Cumhuriyet Halk Partisi Merkez İlçe Başkanı Ali Uyanık, son bir yıllık süreci değerlendirdiği basın toplantısında pandemi ile birlikte yaşanan sorunlara değindi. Açıklama sonunda gazetecilerin de sorularını yanıtlayan Uyanık, geçtiğimiz gün yaşanan Boğaziçi Üniversitesi protestosuna da değinerek‘’ ‘’Burası barışın kenti bağırışın kenti oldu’’ dedi.
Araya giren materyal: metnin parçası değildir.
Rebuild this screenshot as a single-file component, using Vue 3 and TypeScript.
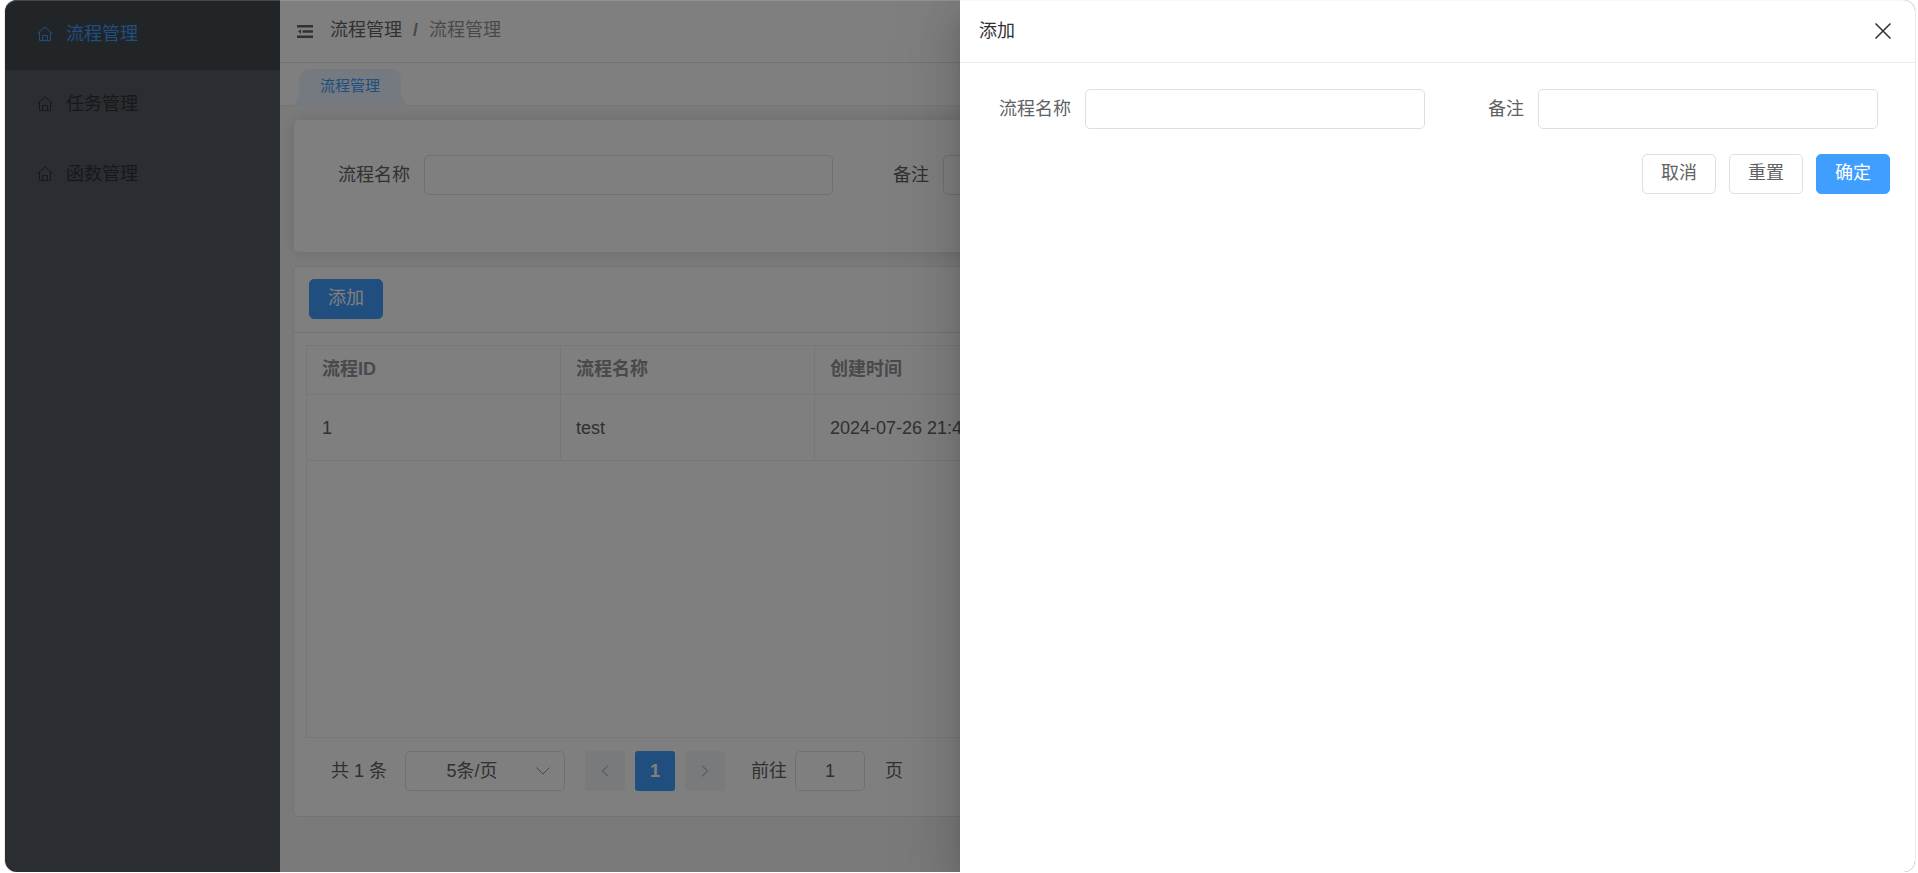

İlçe kongresinin ardından başkan seçilen Merkez İlçe Başkanı Ali Uyanık, yönetim Kurulu üyeleri ile bir basın açıklaması gerçekleştirerek 2 Şubat 2020 yılında gerçekleştirilen İlçe Kongresinin ardından geçen bir yıllık süreci değerlendirdi.  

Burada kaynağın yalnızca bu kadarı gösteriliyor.